Parallel computing architectures have become ubiquitous nowadays. Particularly, Graphics Processing Unit (GPU), Intel Xeon Phi co-processor (many integrated core architecture), and heterogeneous coupled and decoupled CPU-GPU architectures have emerged as a very significant player in high performance computing due to their performance, cost, and energy efficiency. Based on this trend, an important research issue is how to efficiently utilize these varieties of architectures to accelerate different kinds of applications.
Our overall goal is to provide parallel strategies and runtime support for modern GPUs, Intel Xeon Phi, and heterogeneous architectures to accelerate the applications with different communication patterns. The challenges rise from two aspects, application and architecture respectively. In the application aspect, not all kinds of applications can be easily ported to GPUs or Intel Xeon Phi with optimal high performance. From the architecture aspect, the SIMT (Single Instruction Multiple Thread) and SIMD (Single Instruction Multiple Data) execution models employed by GPUs and Intel Xeon Phi respectively do not favor applications with data and control dependencies. Moreover, heterogeneous CPU-GPU architectures, i.e., the integrated CPU-GPU, bring new models and challenges for data sharing. Our efforts focus on four kinds of application patterns: generalized reduction, irregular reduction, stencil computation, and recursive applications, and explore the mechanism of parallelizing them on various parallel architectures, including GPU, Intel Xeon Phi architecture, and heterogeneous CPU-GPU architectures.

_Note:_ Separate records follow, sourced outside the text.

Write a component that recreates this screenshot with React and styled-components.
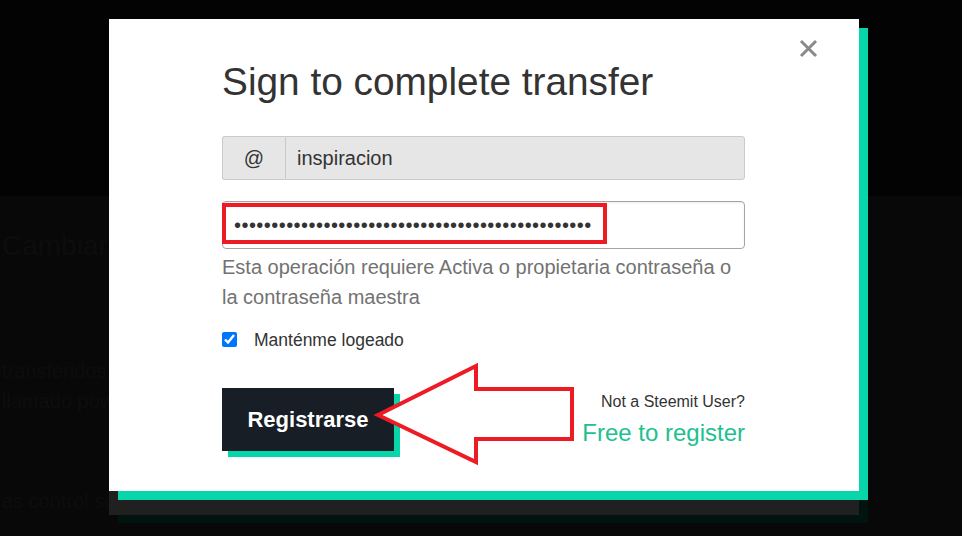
import React from "react";
import styled, { createGlobalStyle } from "styled-components";

const GlobalStyle = createGlobalStyle`
  html, body { margin: 0; padding: 0; background: #050505; }
  body { font-family: "Liberation Sans", Arial, sans-serif; }
  * { box-sizing: border-box; }
`;

const Screen = styled.div`
  position: relative;
  width: 962px;
  height: 536px;
  overflow: hidden;
  background: #080808;
`;

const PageHeader = styled.header`
  height: 196px;
  background: #030303;
`;

const PageBody = styled.main`
  display: flex;
  flex-direction: column;
  padding: 30px 0 0 2px;
  color: #0d0d0d;
`;

const BgHeading = styled.div`
  font-size: 28px;
  line-height: 40px;
  margin-bottom: 90px;
`;

const BgLine = styled.div`
  font-size: 20px;
  line-height: 30px;
  margin-top: ${(p) => p.$mt || 0}px;
`;

const Overlay = styled.div`
  position: absolute;
  inset: 0;
  padding: 19px 0 0 109px;
`;

const Modal = styled.div`
  position: relative;
  width: 750px;
  height: 472px;
  background: #ffffff;
  box-shadow: 9px 9px 0 #06d6a9, 0 24px 0 #202020, 9px 32px 0 #01140f;
  padding: 39px 114px 0 113px;
  display: flex;
  flex-direction: column;
`;

const CloseButton = styled.button`
  position: absolute;
  left: 690px;
  top: 20px;
  width: 19px;
  height: 19px;
  padding: 0;
  border: 0;
  background: transparent;
  display: flex;
  align-items: center;
  justify-content: center;
`;

const Title = styled.h1`
  margin: 0;
  font-size: 38.8px;
  line-height: 47px;
  font-weight: 400;
  color: #333333;
`;

const InputGroup = styled.div`
  margin-top: 31px;
  display: flex;
  height: 44px;
`;

const Addon = styled.span`
  width: 63px;
  display: flex;
  align-items: center;
  justify-content: center;
  background: #e6e6e6;
  border: 1px solid #cacaca;
  border-right: 0;
  border-radius: 3px 0 0 3px;
  font-size: 20px;
  color: #333;
`;

const Field = styled.input`
  flex: 1;
  min-width: 0;
  height: 100%;
  border: 1px solid #cacaca;
  border-radius: ${(p) => p.$radius || "0 3px 3px 0"};
  background: ${(p) => (p.disabled ? "#e6e6e6" : "#fff")};
  font-family: "Liberation Sans", Arial, sans-serif;
  font-size: 20px;
  color: #333;
  padding: 0 11px;
  outline: none;
`;

const PasswordWrap = styled.div`
  position: relative;
  margin-top: 21px;
  height: 48px;
  display: flex;
`;

const PasswordField = styled(Field)`
  border-color: #a5a5a5;
  letter-spacing: 0.45px;
  color: #333;
  box-shadow: inset 0 1px 2px rgba(0, 0, 0, 0.08);
`;

const Highlight = styled.div`
  position: absolute;
  left: 0;
  top: 2px;
  width: 385px;
  height: 41px;
  border: 4px solid #ed1c24;
  pointer-events: none;
`;

const Help = styled.p`
  margin: 3px 0 0;
  font-size: 20px;
  line-height: 30px;
  color: #727272;
`;

const CheckRow = styled.label`
  margin-top: 18px;
  height: 20px;
  display: flex;
  align-items: center;
  gap: 17px;
  font-size: 17.5px;
  color: #333;
`;

const Check = styled.input`
  width: 15px;
  height: 15px;
  margin: 0;
  accent-color: #0075ff;
  position: relative;
  top: -1px;
`;

const ActionRow = styled.div`
  position: relative;
  margin-top: 38px;
  display: flex;
  justify-content: space-between;
  align-items: center;
`;

const SubmitButton = styled.button`
  width: 172px;
  height: 63px;
  padding: 0;
  border: 0;
  background: #181e25;
  color: #fff;
  font-family: "Liberation Sans", Arial, sans-serif;
  font-weight: 700;
  font-size: 22px;
  box-shadow: 6px 6px 0 #06d6a9;
`;

const RegisterBox = styled.div`
  display: flex;
  flex-direction: column;
  align-items: flex-end;
`;

const NotUser = styled.div`
  font-size: 16px;
  line-height: 20px;
  color: #333;
`;

const FreeLink = styled.a`
  margin-top: 6px;
  font-size: 24px;
  line-height: 30px;
  color: #21c08f;
  text-decoration: none;
`;

const ArrowMark = styled.svg`
  position: absolute;
  left: 148px;
  top: -28px;
  pointer-events: none;
`;

export default function App() {
  return (
    <>
      <GlobalStyle />
      <Screen>
        <PageHeader />
        <PageBody>
          <BgHeading>Cambiar Co</BgHeading>
          <BgLine>transferidos a</BgLine>
          <BgLine>llamado pow</BgLine>
          <BgLine $mt={70}>ás control sob</BgLine>
        </PageBody>

        <Overlay>
          <Modal>
            <CloseButton aria-label="Cerrar">
              <svg width="19" height="19" viewBox="0 0 19 19">
                <path d="M2 2 L17 17 M17 2 L2 17" stroke="#8a8a8a" strokeWidth="3" />
              </svg>
            </CloseButton>
            <Title>Sign to complete transfer</Title>

            <InputGroup>
              <Addon>@</Addon>
              <Field disabled value="inspiracion" readOnly />
            </InputGroup>

            <PasswordWrap>
              <PasswordField
                type="password"
                $radius="4px"
                value={"x".repeat(48)}
                readOnly
              />
              <Highlight />
            </PasswordWrap>

            <Help>Esta operación requiere Activa o propietaria contraseña o la contraseña maestra</Help>

            <CheckRow>
              <Check type="checkbox" checked readOnly />
              Manténme logeado
            </CheckRow>

            <ActionRow>
              <SubmitButton>Registrarse</SubmitButton>
              <RegisterBox>
                <NotUser>Not a Steemit User?</NotUser>
                <FreeLink href="#">Free to register</FreeLink>
              </RegisterBox>
              <ArrowMark width="212" height="110" viewBox="0 0 212 110">
                <polygon
                  points="8,55 106,6 106,29 202,29 202,79 106,79 106,102"
                  fill="#ffffff"
                  stroke="#ed1c24"
                  strokeWidth="4"
                  strokeLinejoin="miter"
                />
              </ArrowMark>
            </ActionRow>
          </Modal>
        </Overlay>
      </Screen>
    </>
  );
}
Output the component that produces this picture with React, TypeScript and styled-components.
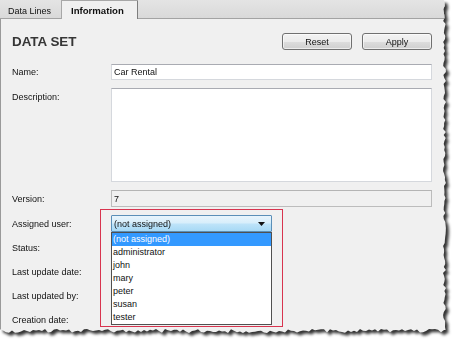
import React from "react";
import styled, { createGlobalStyle } from "styled-components";

const GlobalStyle = createGlobalStyle`
  html, body { margin: 0; padding: 0; background: #ffffff; }
  body { font-family: "Liberation Sans", Arial, sans-serif; font-size: 9px; color: #111111; }
  * { box-sizing: border-box; }
`;

function tornPolygon(): string {
  let seed = 7;
  const rnd = () => {
    seed = (seed * 9301 + 49297) % 233280;
    return seed / 233280;
  };
  const pts: string[] = ["0px 0px", "444px 0px"];
  for (let y = 3; y <= 330; y += 3) {
    pts.push(`${(443 + rnd() * 3).toFixed(1)}px ${y}px`);
  }
  for (let x = 444; x >= 0; x -= 3) {
    pts.push(`${x}px ${(329 + rnd() * 4).toFixed(1)}px`);
  }
  pts.push("0px 331px");
  return `polygon(${pts.join(",")})`;
}

const TORN = tornPolygon();

const Shadow = styled.div`
  width: 454px;
  height: 345px;
  filter: drop-shadow(3px 3px 1.5px rgba(40, 40, 40, 0.95));
`;

const Frame = styled.div`
  width: 448px;
  height: 335px;
  clip-path: ${TORN};
  background: #f0f0f0;
  display: flex;
  flex-direction: column;
  overflow: hidden;
`;

const TabBar = styled.div`
  height: 19px;
  background: linear-gradient(#e4e4e4, #d9d9d9);
  display: flex;
  align-items: flex-end;
  padding-left: 3px;
  border-bottom: 1px solid #a3a3a3;
`;

const Tab = styled.div<{ $active?: boolean }>`
  height: ${(p) => (p.$active ? "19px" : "15px")};
  padding: 0 ${(p) => (p.$active ? "9px" : "5px")};
  margin-bottom: ${(p) => (p.$active ? "-1px" : "0")};
  display: flex;
  align-items: center;
  font-size: ${(p) => (p.$active ? "9.6px" : "9px")};
  font-weight: ${(p) => (p.$active ? 700 : 400)};
  color: #111111;
  background: ${(p) => (p.$active ? "#f0f0f0" : "transparent")};
  border: ${(p) => (p.$active ? "1px solid #a7a7a7" : "none")};
  border-bottom: none;
  border-right: ${(p) => (p.$active ? "1px solid #7d7d7d" : "none")};
  border-radius: 1px 1px 0 0;
  width: ${(p) => (p.$active ? "77px" : "58px")};
`;

const Panel = styled.div`
  flex: 1;
  border-left: 1px solid #9a9a9a;
  padding: 14px 16px 0 11px;
  display: flex;
  flex-direction: column;
  gap: 14px;
`;

const Header = styled.div`
  display: flex;
  align-items: center;
  height: 17px;
`;

const Title = styled.div`
  font-size: 13.4px;
  font-weight: 700;
  color: #363636;
  flex: 1;
`;

const Buttons = styled.div`
  display: flex;
  gap: 10px;
`;

const Button = styled.button`
  width: 70px;
  height: 17px;
  font-family: "Liberation Sans", Arial, sans-serif;
  font-size: 9px;
  color: #111111;
  background: linear-gradient(#f3f3f3 0%, #ebebeb 50%, #dddddd 51%, #cfcfcf 100%);
  border: 1px solid #707070;
  border-radius: 3px;
  padding: 0;
  box-shadow: inset 0 0 0 1px rgba(255, 255, 255, 0.6);
`;

const Form = styled.div`
  display: grid;
  grid-template-columns: 99px 1fr;
  grid-template-rows: 16px 94px 17px 17px 16px 16px 16px 16px;
  row-gap: 8px;
`;

const Label = styled.div<{ $top?: boolean }>`
  display: flex;
  align-items: ${(p) => (p.$top ? "flex-start" : "center")};
  padding-top: ${(p) => (p.$top ? "4px" : "0")};
  font-size: 9px;
  color: #111111;
`;

const Field = styled.div<{ $disabled?: boolean }>`
  background: ${(p) => (p.$disabled ? "#f0f0f0" : "#ffffff")};
  border: 1px solid ${(p) => (p.$disabled ? "#bcbcbc" : "#d5d8dd")};
  border-top-color: ${(p) => (p.$disabled ? "#b4b4b4" : "#a9abb2")};
  display: flex;
  align-items: center;
  padding-left: 2px;
  font-size: 9px;
  color: #111111;
`;

const Area = styled(Field)`
  align-items: flex-start;
`;

const Empty = styled.div``;

const SelectCell = styled.div`
  position: relative;
`;

const Select = styled.div`
  width: 161px;
  height: 17px;
  border: 1px solid #5b8fb8;
  border-radius: 1px;
  background: linear-gradient(#e9f5fc 0%, #d8eefb 45%, #bde3f9 55%, #a7d9f5 100%);
  display: flex;
  align-items: center;
  padding: 0 6px 0 2px;
  font-size: 9px;
  color: #111111;
`;

const SelectText = styled.span`
  flex: 1;
`;

const Arrow = styled.svg`
  width: 7px;
  height: 4px;
`;

const List = styled.div`
  position: absolute;
  left: 0;
  top: 17px;
  width: 161px;
  background: #ffffff;
  border: 1px solid #505050;
  display: flex;
  flex-direction: column;
  z-index: 2;
`;

const Item = styled.div<{ $selected?: boolean }>`
  height: 13px;
  line-height: 13px;
  padding-left: 1px;
  font-size: 9px;
  color: ${(p) => (p.$selected ? "#ffffff" : "#111111")};
  background: ${(p) => (p.$selected ? "#3399ff" : "transparent")};
`;

const Highlight = styled.div`
  position: absolute;
  left: -11px;
  top: -6px;
  width: 183px;
  height: 118px;
  border: 1px solid #d8344f;
  pointer-events: none;
  z-index: 3;
`;

const users = ["(not assigned)", "administrator", "john", "mary", "peter", "susan", "tester"];

export default function App() {
  return (
    <>
      <GlobalStyle />
      <Shadow>
        <Frame>
          <TabBar>
            <Tab>Data Lines</Tab>
            <Tab $active>Information</Tab>
          </TabBar>
          <Panel>
            <Header>
              <Title>DATA SET</Title>
              <Buttons>
                <Button>Reset</Button>
                <Button>Apply</Button>
              </Buttons>
            </Header>
            <Form>
              <Label>Name:</Label>
              <Field>Car Rental</Field>
              <Label $top>Description:</Label>
              <Area />
              <Label>Version:</Label>
              <Field $disabled>7</Field>
              <Label>Assigned user:</Label>
              <SelectCell>
                <Select>
                  <SelectText>(not assigned)</SelectText>
                  <Arrow viewBox="0 0 7 4">
                    <path d="M0 0 H7 L3.5 4 Z" fill="#111111" />
                  </Arrow>
                </Select>
                <List>
                  {users.map((u, i) => (
                    <Item key={u} $selected={i === 0}>
                      {u}
                    </Item>
                  ))}
                </List>
                <Highlight />
              </SelectCell>
              <Label>Status:</Label>
              <Empty />
              <Label>Last update date:</Label>
              <Empty />
              <Label>Last updated by:</Label>
              <Empty />
              <Label>Creation date:</Label>
              <Empty />
            </Form>
          </Panel>
        </Frame>
      </Shadow>
    </>
  );
}
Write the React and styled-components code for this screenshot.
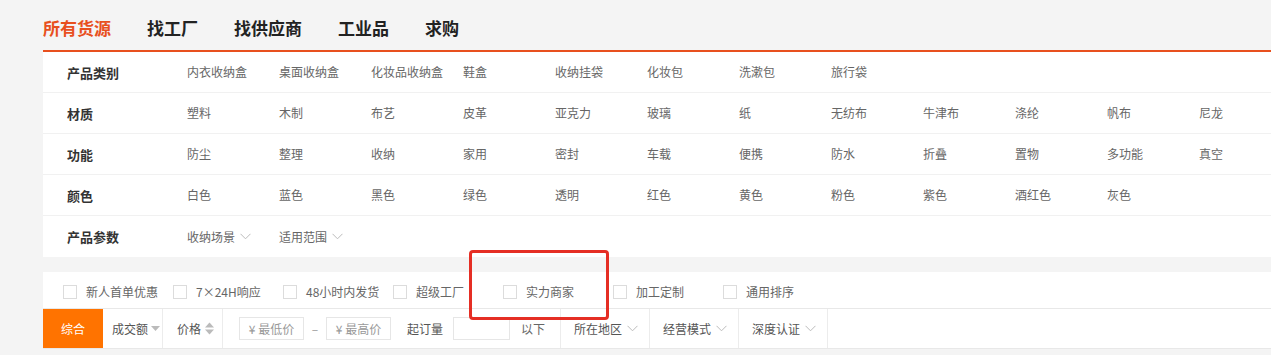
import React from 'react';
import styled, { createGlobalStyle } from 'styled-components';

const GlobalStyle = createGlobalStyle`
  html, body { margin: 0; padding: 0; background: #f4f4f4; }
  body { font-family: "Noto Sans CJK SC", "Noto Sans", sans-serif; color: #333; }
  * { box-sizing: border-box; }
`;

const Page = styled.div`
  position: relative;
  padding-left: 43px;
  height: 355px;
  overflow: hidden;
`;

const TabBar = styled.nav`
  display: flex;
  align-items: center;
  gap: 36px;
  height: 52px;
  padding-top: 4px;
  border-bottom: 2px solid #e8501e;
`;

const Tab = styled.a`
  font-size: 17px;
  font-weight: 700;
  line-height: 1;
  color: ${p => (p.$active ? '#e8501e' : '#222')};
  cursor: pointer;
`;

const Panel = styled.section`
  background: #fff;
`;

const Row = styled.div`
  display: grid;
  grid-template-columns: 120px repeat(12, 92px);
  align-items: center;
  height: 41px;
  padding-left: 24px;
  border-bottom: 1px solid #f1f1f1;
  &:last-child { border-bottom: none; }
`;

const Label = styled.div`
  font-size: 13px;
  font-weight: 700;
  color: #333;
  line-height: 1;
`;

const Item = styled.a`
  display: flex;
  align-items: center;
  gap: 5px;
  font-size: 12px;
  color: #666;
  line-height: 1;
  white-space: nowrap;
  cursor: pointer;
`;

const CheckRow = styled.div`
  display: flex;
  align-items: center;
  margin-top: 15px;
  height: 37px;
  padding: 3px 0 0 20px;
  background: #fff;
  border-bottom: 1px solid #e8e8e8;
`;

const CheckItem = styled.label`
  display: flex;
  align-items: center;
  gap: 9px;
  width: 110px;
  font-size: 12px;
  color: #666;
  line-height: 1;
  white-space: nowrap;
`;

const Box = styled.span`
  width: 14px;
  height: 14px;
  border: 1px solid #dcdcdc;
  background: #fff;
  flex: none;
`;

const SortBar = styled.div`
  display: flex;
  align-items: stretch;
  height: 40px;
  background: #fff;
  border-bottom: 1px solid #e8e8e8;
`;

const SortCell = styled.div`
  display: flex;
  align-items: center;
  justify-content: ${p => (p.$left ? 'flex-start' : 'center')};
  gap: ${p => p.$gap || 3}px;
  width: ${p => p.$w}px;
  padding-left: ${p => p.$pl || 0}px;
  border-right: ${p => (p.$active ? 'none' : '1px solid #ececec')};
  background: ${p => (p.$active ? '#ff7300' : '#fff')};
  color: ${p => (p.$active ? '#fff' : '#555')};
  font-size: 12px;
  line-height: 1;
  white-space: nowrap;
  cursor: pointer;
`;

const PriceGroup = styled.div`
  display: flex;
  align-items: center;
  width: 338px;
  padding-left: 16px;
  border-right: 1px solid #ececec;
  font-size: 12px;
  line-height: 1;
`;

const PriceBox = styled.div`
  display: flex;
  align-items: center;
  justify-content: center;
  width: ${p => p.$w || 65}px;
  height: 23px;
  margin-left: ${p => p.$ml || 0}px;
  border: 1px solid #e6e6e6;
  color: #999;
  font-size: 12px;
`;

const Dash = styled.span`
  width: 22px;
  text-align: center;
  color: #999;
`;

const PlainText = styled.span`
  margin-left: ${p => p.$ml || 0}px;
  color: ${p => p.$c || '#555'};
  white-space: nowrap;
`;

const Annotation = styled.div`
  position: absolute;
  left: 469px;
  top: 250px;
  width: 140px;
  height: 70px;
  border: 3px solid #e52e24;
  border-radius: 4px;
  pointer-events: none;
`;

const Chevron = () => (
  <svg width="11" height="7" viewBox="0 0 11 7" fill="none">
    <path d="M0.5 0.8 L5.5 5.8 L10.5 0.8" stroke="#bbb" strokeWidth="1" />
  </svg>
);

const TriDown = () => (
  <svg width="9" height="6" viewBox="0 0 9 6">
    <path d="M0 0 H9 L4.5 5 Z" fill="#bbb" />
  </svg>
);

const TriUpDown = () => (
  <svg width="9" height="13" viewBox="0 0 9 13">
    <path d="M0 5.5 H9 L4.5 0.5 Z" fill="#bbb" />
    <path d="M0 7.5 H9 L4.5 12.5 Z" fill="#bbb" />
  </svg>
);

const tabs = ['所有货源', '找工厂', '找供应商', '工业品', '求购'];

const rows = [
  ['产品类别', ['内衣收纳盒', '桌面收纳盒', '化妆品收纳盒', '鞋盒', '收纳挂袋', '化妆包', '洗漱包', '旅行袋']],
  ['材质', ['塑料', '木制', '布艺', '皮革', '亚克力', '玻璃', '纸', '无纺布', '牛津布', '涤纶', '帆布', '尼龙']],
  ['功能', ['防尘', '整理', '收纳', '家用', '密封', '车载', '便携', '防水', '折叠', '置物', '多功能', '真空']],
  ['颜色', ['白色', '蓝色', '黑色', '绿色', '透明', '红色', '黄色', '粉色', '紫色', '酒红色', '灰色']],
];

const params = ['收纳场景', '适用范围'];

const checks = ['新人首单优惠', '7×24H响应', '48小时内发货', '超级工厂', '实力商家', '加工定制', '通用排序'];

const drops = ['所在地区', '经营模式', '深度认证'];

export default function App() {
  return (
    <>
      <GlobalStyle />
      <Page>
        <TabBar>
          {tabs.map((t, i) => (
            <Tab key={t} $active={i === 0}>{t}</Tab>
          ))}
        </TabBar>

        <Panel>
          {rows.map(([label, items]) => (
            <Row key={label}>
              <Label>{label}</Label>
              {items.map(it => (
                <Item key={it}>{it}</Item>
              ))}
            </Row>
          ))}
          <Row>
            <Label>产品参数</Label>
            {params.map(p => (
              <Item key={p}>{p}<Chevron /></Item>
            ))}
          </Row>
        </Panel>

        <CheckRow>
          {checks.map(c => (
            <CheckItem key={c}>
              <Box />
              {c}
            </CheckItem>
          ))}
        </CheckRow>

        <SortBar>
          <SortCell $w={60} $active>综合</SortCell>
          <SortCell $w={60} $left $pl={9}>成交额<TriDown /></SortCell>
          <SortCell $w={60} $left $pl={14} $gap={4}>价格<TriUpDown /></SortCell>
          <PriceGroup>
            <PriceBox>¥ 最低价</PriceBox>
            <Dash>–</Dash>
            <PriceBox>¥ 最高价</PriceBox>
            <PlainText $ml={16}>起订量</PlainText>
            <PriceBox $w={57} $ml={10} />
            <PlainText $ml={11} $c="#666">以下</PlainText>
          </PriceGroup>
          {drops.map(d => (
            <SortCell key={d} $w={89} $left $pl={13} $gap={5}>
              {d}<Chevron />
            </SortCell>
          ))}
        </SortBar>

        <Annotation />
      </Page>
    </>
  );
}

We first study the parallel strategies for generalized reductions on modern GPUs. The traditional mechanism to parallelize generalized reductions on GPUs is referred to as full replication method, which assigns each thread an independent data copy to avoid data racing and maximize parallelism. However, it introduces significant memory and result combination overhead, and is inapplicable for a large number of threads. In order to reduce memory overhead, we propose a locking method, which allows all threads per block to share the same data copy, and supports fine-grained and coarse-grained locking access. The locking method succeeds in reducing memory overhead, but introduces thread competition. To achieve a tradeoff between memory overhead and thread competition, we also present a hybrid scheme.
Next, we investigate the strategies for irregular or unstructured applications. One of the key challenges is how to utilize the limited-sized shared memory on GPUs. We present a partitioning-based locking scheme, by choosing the appropriate partitioning space which can guarantee all the data can be put into the shared memory. Moreover, we propose an efficient partitioning method and data reordering mechanism.
Further, to better utilize the computing capability on both host and accelerator, we extend our irregular parallel scheme to the heterogeneous CPU-GPU environment by introducing a multi-level partitioning scheme and a dynamic task scheduling framework, which supports pipelining between partitioning and computation, and work stealing between CPU and GPU. Then, motivated by the emerging of the integrated CPU-GPU architecture and its new shared physical memory, we develop the thread block level scheduling framework for three communication patterns, generalized reduction, irregular reduction, and stencil computation. This novel scheduling framework introduces locking free access between CPU and GPU, reduces command launching and synchronization overhead by removing extra synchronizations, and improves load balance.
Although the support of unstructured control follow has been included in GPUs, the performance of recursive applications on modern GPUs is limited due to the current thread reconvergence method in the SIMT execution model. To efficiently port recursive applications to GPUs, we present our novel dynamic thread reconvergence method, which allows threads to reconverge either before or after the static reconvergence point, and improves instructions per cycle (IPC) significantly.
Intel Xeon Phi architecture is an emerging x86 based many-core coprocessor architecture with wide SIMD vectors. However, to fully utilize its potential, applications must be vectorized to leverage the wide SIMD lanes, in addition to effective large-scale shared memory parallelism. Compared to the SIMT execution model on GPUs with CUDA or OpenCL, SIMD parallelism with a SSE-like instruction set imposes many restrictions, and has generally not benefitted applications involving branches, irregular accesses, or even reductions in the past. We consider the problem of accelerating applications involving different communication patterns on Xeon Phis, with an emphasis on effectively using available SIMD parallelism. We offer an API for both shared memory and SIMD parallelization, and demonstrate its implementation. We use implementations of overloaded functions as a mechanism for providing SIMD code, which is assisted by runtime data reorganization and our methods to effectively manage control flow.
In addition, all proposed methods have been extensively evaluated with multiple applications and different data inputs.